_DIRECTIONS FOR THIS TASK_:
Scan the data for "screenshot" and copy the lines it appears in.

_PROVIDED DATA_:
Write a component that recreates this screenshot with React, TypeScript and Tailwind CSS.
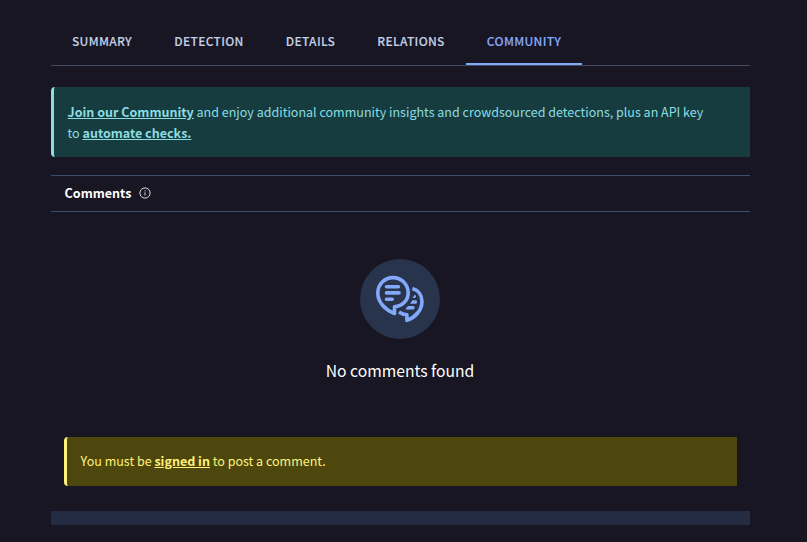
import React from "react";

const tabs = [
  { label: "SUMMARY", width: "w-[102px]" },
  { label: "DETECTION", width: "w-[112px]" },
  { label: "DETAILS", width: "w-[91px]" },
  { label: "RELATIONS", width: "w-[110px]" },
  { label: "COMMUNITY", width: "w-[116px]" },
];

function InfoIcon() {
  return (
    <svg className="ml-[8px] size-3" viewBox="0 0 12 12" fill="none" stroke="#dcdce0">
      <circle cx="6" cy="6" r="5.1" strokeWidth="1" />
      <path d="M6 5.3v3.2M6 3.3v1.1" strokeWidth="1" />
    </svg>
  );
}

function CommentsIcon() {
  return (
    <svg
      className="size-20"
      viewBox="0 0 80 80"
      fill="none"
      stroke="#84a9fb"
      strokeWidth="3.6"
      strokeLinecap="round"
      strokeLinejoin="round"
    >
      <path d="M34.5 54.5V47.8C42.7 46.8 48.2 41.3 48.2 34C48.2 25.4 41.4 18.6 33 18.6S17.8 25.4 17.8 34C17.8 43.5 25.5 51 34.5 54.5Z" />
      <path d="M26.5 27.7H38.4M26.5 33.9H39M26.5 40.3H32.2" />
      <path d="M52.4 29.6C58.4 31.3 62 36.3 62 42.4C62 51 55.4 58.4 46.9 61.4V55.8C44.2 55.6 41.4 54.7 39 53" strokeLinecap="butt" />
      <path d="M54.6 35.8C55.6 36 56 36.8 56 37.6C56 38.6 55.3 39 54.4 39H52.6Z" fill="#84a9fb" stroke="none" />
      <path d="M52.4 41.3H55.5A1.7 1.7 0 0 1 55.5 44.7H50C51 43.8 51.8 42.6 52.4 41.3ZM48.2 47H53A1.7 1.7 0 0 1 53 50.4H45.6C46.1 49 47 47.8 48.2 47Z" fill="#84a9fb" stroke="none" />
    </svg>
  );
}

export default function App() {
  return (
    <main className="h-[542px] w-full overflow-hidden bg-[#171622] pl-[51px] pr-[57px] pt-[18px] font-['Noto_Sans_CJK_SC','Noto_Sans',sans-serif] text-[12.53px] leading-[21px]">
      <nav className="flex h-12 border-b border-[#414a5e]">
        {tabs.map((tab) => (
          <button
            key={tab.label}
            className={`${tab.width} h-[47px] shrink-0 border-b-2 text-center text-[12px] font-medium tracking-[0.32px] whitespace-nowrap [-webkit-text-stroke:0.12px] ${
              tab.label === "COMMUNITY"
                ? "border-[#84a9fb] text-[#84a9fb]"
                : "border-transparent text-[#c3d0e5]"
            }`}
          >
            {tab.label}
          </button>
        ))}
      </nav>

      <section className="mt-[21px] h-[70px] rounded-l-[4px] border-l-[3px] border-[#8cdde1] bg-[#163c3f] pl-[13.6px] pr-10 pt-[14px] text-[#8cdde1]">
        <a className="font-bold underline">Join our Community</a> and enjoy additional community insights and crowdsourced detections, plus an API key
        to <a className="font-bold underline">automate checks.</a>
      </section>

      <header className="mt-[18px] flex h-[37px] items-center border-y border-[#3d4c70] pb-[2px] pl-[13.6px] font-bold text-white">
        <h2>Comments</h2>
        <InfoIcon />
      </header>

      <section className="flex h-[225px] flex-col items-center pr-px pt-[47px]">
        <div className="size-20 rounded-full bg-[#28344c]">
          <CommentsIcon />
        </div>
        <p className="mt-5 text-[15.7px] leading-6 text-white">No comments found</p>
      </section>

      <section className="ml-[13px] mr-[13px] h-[49px] rounded-l-[4px] border-l-[3px] border-[#fff27b] bg-[#4d470e] pl-[13.6px] pt-[13px] text-[#fff27b]">
        You must be <a className="font-bold underline">signed in</a> to post a comment.
      </section>

      <footer className="mt-[25px] h-[14px] bg-[#242c44]" />
    </main>
  );
}
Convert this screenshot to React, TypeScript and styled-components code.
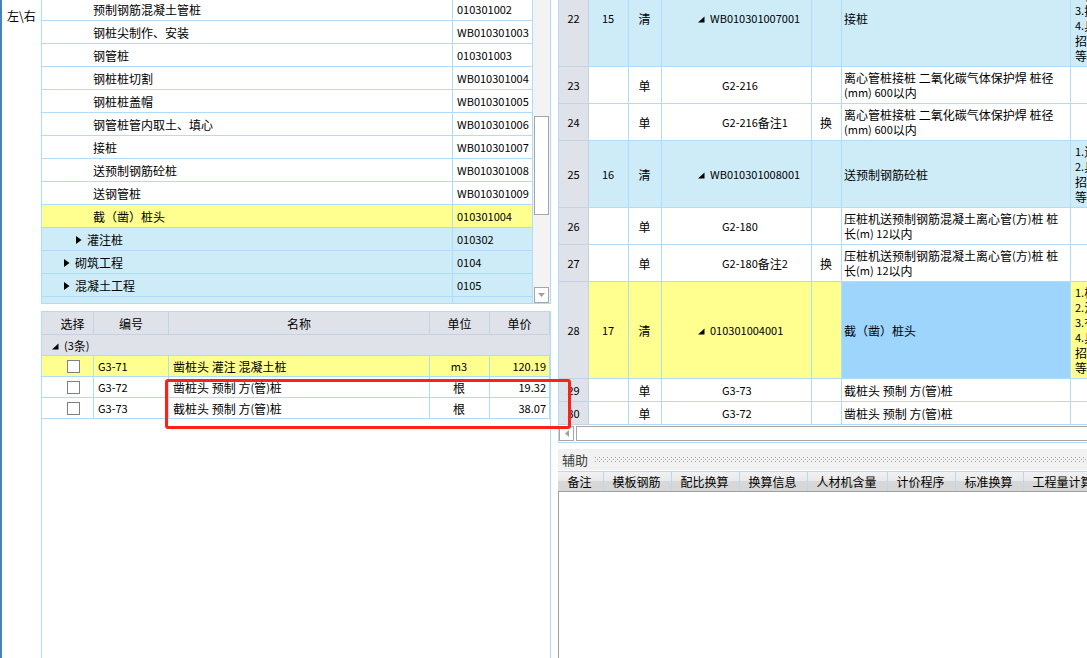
import React from 'react';
import styled, { createGlobalStyle } from 'styled-components';

const line = '#afdcfa';
const headLine = '#c3d3e4';
const headBg = '#dfe2e8';
const blue = '#ceecf8';
const yellow = '#ffff90';
const picked = '#9ed5fd';

const Global = createGlobalStyle`
  * { box-sizing: border-box; }
  body { margin: 0; background: #fff; }
  body, button, input, table {
    font-family: "Noto Sans CJK SC", sans-serif;
    font-size: 12px;
    line-height: 15px;
    color: #000;
  }
`;

const Page = styled.div`
  display: flex;
  height: 100vh;
  overflow: hidden;
  border-left: 2px solid #4682b8;
`;

const Strip = styled.nav`
  flex: 0 0 39px;
  padding-top: 8px;
`;

const StripButton = styled.button`
  display: block;
  width: 100%;
  padding: 0 0 0 5px;
  border: 0;
  background: none;
  text-align: left;
  white-space: nowrap;
`;

const LeftPane = styled.div`
  flex: 0 0 510px;
  display: flex;
  flex-direction: column;
  gap: 7px;
  margin-right: 7px;
`;

const TreePanel = styled.section`
  display: flex;
  height: 304px;
  overflow: hidden;
  border: 1px solid ${line};
  border-top: 0;
`;

const Grid = styled.table`
  flex: 1;
  width: 100%;
  table-layout: fixed;
  border-collapse: separate;
  border-spacing: 0;
`;

const TreeArea = styled.div`
  flex: 1;
  overflow: hidden;
  margin-top: -2px;
`;

const Row = styled.tr<{ $h: number; $bg?: string }>`
  height: ${p => p.$h}px;
  background: ${p => p.$bg || '#fff'};
`;

const Cell = styled.td<{ $align?: string; $pad?: number; $bg?: string }>`
  padding: 0 3px 0 ${p => p.$pad ?? 2}px;
  border-right: 1px solid ${line};
  border-bottom: 1px solid ${line};
  background: ${p => p.$bg || 'transparent'};
  text-align: ${p => p.$align || 'left'};
  overflow: hidden;
  white-space: nowrap;
`;

const WrapCell = styled(Cell)`
  white-space: normal;
`;

const NotesCell = styled(Cell)`
  white-space: pre;
  border-right: 0;
`;

const HeadCell = styled.th<{ $pad?: number }>`
  padding: 0 0 0 ${p => p.$pad || 0}px;
  border-right: 1px solid ${headLine};
  border-bottom: 1px solid ${headLine};
  background: ${headBg};
  font-weight: 400;
`;

const RowNumber = styled.th`
  padding: 0;
  border-right: 1px solid ${headLine};
  border-bottom: 1px solid ${headLine};
  background: ${headBg};
  font-weight: 400;
`;

const GroupCell = styled.td`
  padding: 0 0 0 10px;
  background: ${headBg};
  border-bottom: 1px solid ${line};
`;

const Latin = styled.span`
  font-size: 11px;
  line-height: 0;
  vertical-align: 1px;
`;

const Arrow = styled.svg`
  margin-right: 5px;
`;

const ClosedArrow = styled(Arrow)`
  vertical-align: 1px;
`;

const VScroll = styled.div`
  flex: 0 0 17px;
  display: flex;
  flex-direction: column;
  justify-content: space-between;
  padding: 116px 1px 0;
  background: #f3f3f3;
`;

const Thumb = styled.div`
  height: 99px;
  border: 1px solid #a6a6a6;
  background: #fff;
`;

const ScrollButton = styled.button`
  display: flex;
  align-items: center;
  justify-content: center;
  flex: none;
  width: 15px;
  height: 16px;
  padding: 0;
  border: 1px solid #a6a6a6;
  background: #fff;
`;

const PricePanel = styled.section`
  position: relative;
  flex: 1;
  border: 1px solid ${line};
  border-bottom: 0;
`;

const Tick = styled.input`
  appearance: none;
  display: block;
  width: 13px;
  height: 13px;
  margin: 0 auto;
  border: 1px solid #808080;
  background: #fff;
`;

const Highlight = styled.div`
  position: absolute;
  left: 123px;
  top: 67px;
  width: 406px;
  height: 50px;
  border: 3px solid #fb2318;
  border-radius: 3px;
  z-index: 2;
  pointer-events: none;
`;

const RightPane = styled.div`
  flex: 1;
  min-width: 0;
  display: flex;
  flex-direction: column;
`;

const BillPanel = styled.section`
  flex: none;
  overflow: hidden;
  border-left: 1px solid ${line};
  border-bottom: 1px solid ${line};
`;

const BillScroll = styled.div`
  margin-top: -30px;
`;

const HScroll = styled.div`
  display: flex;
  gap: 2px;
  height: 17px;
  padding: 1px 0;
`;

const HThumb = styled.div`
  flex: 1;
  border: 1px solid #a6a6a6;
  border-right: 0;
  background: #fff;
`;

const HButton = styled(ScrollButton)`
  height: 15px;
`;

const AuxBar = styled.header`
  flex: none;
  display: flex;
  align-items: center;
  gap: 7px;
  height: 21px;
  margin: 6px 0 1px;
  padding-left: 4px;
  background: #f1f1f1;
  color: #404040;
  font-size: 13px;
`;

const Grip = styled.svg`
  flex: 1;
  height: 5px;
`;

const Tabs = styled.div`
  flex: none;
  display: flex;
  overflow: hidden;
  height: 21px;
  border-top: 1px solid ${line};
  border-bottom: 1px solid #a0a0a0;
`;

const Tab = styled.button<{ $w: number }>`
  flex: 0 0 ${p => p.$w}px;
  padding: 0 2px 0 0;
  border: 0;
  border-right: 1px solid ${line};
  background: linear-gradient(#f1f1f1 0, #e9e9e9 45%, #d8d8d8 50%, #d6d6d6 100%);
  white-space: nowrap;
`;

const TabBody = styled.div`
  flex: 1;
  border-left: 1px solid #a0a0a0;
`;

/* Latin letters and digits are set one size below the Chinese characters. */
const Text = ({ children }: { children: string }) => (
  <>
    {children.split(/([\x21-\x7e]+)/).map((part, i) => (i % 2 ? <Latin key={i}>{part}</Latin> : part))}
  </>
);

const Closed = () => (
  <ClosedArrow width="6" height="8" viewBox="0 0 6 8"><path d="M0 0L5.5 4L0 8Z" /></ClosedArrow>
);
const Open = () => (
  <ClosedArrow width="7" height="7" viewBox="0 0 7 7"><path d="M6.5 0.5V6.5H0Z" /></ClosedArrow>
);

type TreeRow = { name: string; code: string; pad: number; bg?: string; closed?: boolean };
const leaf = (name: string, code: string, bg?: string): TreeRow => ({ name, code, pad: 51, bg });
const tree: TreeRow[] = [
  leaf('预制钢筋混凝土管桩', '010301002'),
  leaf('钢桩尖制作、安装', 'WB010301003'),
  leaf('钢管桩', '010301003'),
  leaf('钢桩桩切割', 'WB010301004'),
  leaf('钢桩桩盖帽', 'WB010301005'),
  leaf('钢管桩管内取土、填心', 'WB010301006'),
  leaf('接桩', 'WB010301007'),
  leaf('送预制钢筋砼桩', 'WB010301008'),
  leaf('送钢管桩', 'WB010301009'),
  leaf('截（凿）桩头', '010301004', yellow),
  { name: '灌注桩', code: '010302', pad: 34, bg: blue, closed: true },
  { name: '砌筑工程', code: '0104', pad: 22, bg: blue, closed: true },
  { name: '混凝土工程', code: '0105', pad: 22, bg: blue, closed: true },
  { name: '', code: '', pad: 22, bg: blue },
];

const prices = [
  ['G3-71', '凿桩头 灌注 混凝土桩', 'm3', '120.19'],
  ['G3-72', '凿桩头 预制 方(管)桩', '根', '19.32'],
  ['G3-73', '截桩头 预制 方(管)桩', '根', '38.07'],
];

type Bill = { no: string; h: number; seq?: string; code: string; swap?: string; name: string; notes?: string; bg?: string; pick?: boolean };
const bills: Bill[] = [
  { no: '22', h: 97, seq: '15', code: 'WB010301007001', name: '接桩', notes: '1.桩\n2.桩\n3.接\n4.具\n招\n等', bg: blue },
  { no: '23', h: 37, code: 'G2-216', name: '离心管桩接桩 二氧化碳气体保护焊 桩径(mm) 600以内' },
  { no: '24', h: 37, code: 'G2-216备注1', swap: '换', name: '离心管桩接桩 二氧化碳气体保护焊 桩径(mm) 600以内' },
  { no: '25', h: 67, seq: '16', code: 'WB010301008001', name: '送预制钢筋砼桩', notes: '1.送\n2.具\n招\n等', bg: blue },
  { no: '26', h: 37, code: 'G2-180', name: '压桩机送预制钢筋混凝土离心管(方)桩 桩长(m) 12以内' },
  { no: '27', h: 37, code: 'G2-180备注2', swap: '换', name: '压桩机送预制钢筋混凝土离心管(方)桩 桩长(m) 12以内' },
  { no: '28', h: 97, seq: '17', code: '010301004001', name: '截（凿）桩头', notes: '1.桩\n2.混\n3.有\n4.具\n招\n等', bg: yellow, pick: true },
  { no: '29', h: 23, code: 'G3-73', name: '截桩头 预制 方(管)桩' },
  { no: '30', h: 23, code: 'G3-72', name: '凿桩头 预制 方(管)桩' },
];

const tabs: [string, number][] = [
  ['备注', 46], ['模板钢筋', 68], ['配比换算', 68], ['换算信息', 68],
  ['人材机含量', 80], ['计价程序', 68], ['标准换算', 68], ['工程量计算', 80],
];

const Cols = ({ widths }: { widths: (number | undefined)[] }) => (
  <colgroup>{widths.map((w, i) => <col key={i} width={w} />)}</colgroup>
);

export default function App() {
  return (
    <Page>
      <Global />
      <Strip><StripButton>左\右</StripButton></Strip>
      <LeftPane>
        <TreePanel>
          <TreeArea>
            <Grid>
              <Cols widths={[undefined, 80]} />
              <tbody>
                {tree.map((r, i) => (
                  <Row key={i} $h={23} $bg={r.bg}>
                    <Cell $pad={r.pad}>{r.closed && <Closed />}{r.name}</Cell>
                    <Cell $pad={4}><Text>{r.code}</Text></Cell>
                  </Row>
                ))}
              </tbody>
            </Grid>
          </TreeArea>
          <VScroll>
            <Thumb />
            <ScrollButton aria-label="向下滚动">
              <svg width="7" height="4" viewBox="0 0 7 4"><path d="M0 0H7L3.5 4Z" fill="#a0a0a0" /></svg>
            </ScrollButton>
          </VScroll>
        </TreePanel>
        <PricePanel>
          <Grid>
            <Cols widths={[52, 75, undefined, 60, 60]} />
            <thead>
              <Row $h={23}>
                <HeadCell scope="col" $pad={10}>选择</HeadCell>
                <HeadCell scope="col">编号</HeadCell>
                <HeadCell scope="col">名称</HeadCell>
                <HeadCell scope="col">单位</HeadCell>
                <HeadCell scope="col">单价</HeadCell>
              </Row>
            </thead>
            <tbody>
              <Row $h={21}><GroupCell colSpan={5}><Open /><Text>(3条)</Text></GroupCell></Row>
              {prices.map(([code, name, unit, price], i) => (
                <Row key={code} $h={21} $bg={i === 0 ? yellow : undefined}>
                  <Cell $pad={15}><Tick type="checkbox" aria-label={code} /></Cell>
                  <Cell $pad={4}><Text>{code}</Text></Cell>
                  <Cell $pad={4}><Text>{name}</Text></Cell>
                  <Cell $align="center"><Text>{unit}</Text></Cell>
                  <Cell $align="right"><Text>{price}</Text></Cell>
                </Row>
              ))}
            </tbody>
          </Grid>
          <Highlight />
        </PricePanel>
      </LeftPane>
      <RightPane>
        <BillPanel>
          <BillScroll>
            <Grid>
              <Cols widths={[30, 40, 33, 150, 30, 229, undefined]} />
              <tbody>
                {bills.map(b => (
                  <Row key={b.no} $h={b.h} $bg={b.bg}>
                    <RowNumber scope="row"><Text>{b.no}</Text></RowNumber>
                    <Cell $align="center"><Text>{b.seq || ''}</Text></Cell>
                    <Cell $align="center">{b.seq ? '清' : '单'}</Cell>
                    <Cell $pad={b.seq ? 36 : 60}>{b.seq && <Open />}<Text>{b.code}</Text></Cell>
                    <Cell $align="center">{b.swap}</Cell>
                    <WrapCell $bg={b.pick ? picked : undefined}><Text>{b.name}</Text></WrapCell>
                    <NotesCell $pad={4}><Text>{b.notes || ''}</Text></NotesCell>
                  </Row>
                ))}
              </tbody>
            </Grid>
          </BillScroll>
          <HScroll>
            <HButton aria-label="向左滚动">
              <svg width="4" height="7" viewBox="0 0 4 7"><path d="M4 0V7L0 3.5Z" fill="#a0a0a0" /></svg>
            </HButton>
            <HThumb />
          </HScroll>
        </BillPanel>
        <AuxBar>
          辅助
          <Grip>
            <defs>
              <pattern id="dots" width="4" height="4" patternUnits="userSpaceOnUse">
                <path d="M0 0h1v1h-1zM2 2h1v1h-1z" fill="#a0a0a0" />
              </pattern>
            </defs>
            <rect width="100%" height="5" fill="url(#dots)" />
          </Grip>
        </AuxBar>
        <Tabs role="tablist">
          {tabs.map(([t, w]) => <Tab key={t} $w={w} role="tab">{t}</Tab>)}
        </Tabs>
        <TabBody />
      </RightPane>
    </Page>
  );
}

_ANSWER BELOW_:
Write a component that recreates this screenshot with React, TypeScript and Tailwind CSS.
Convert this screenshot to React, TypeScript and styled-components code.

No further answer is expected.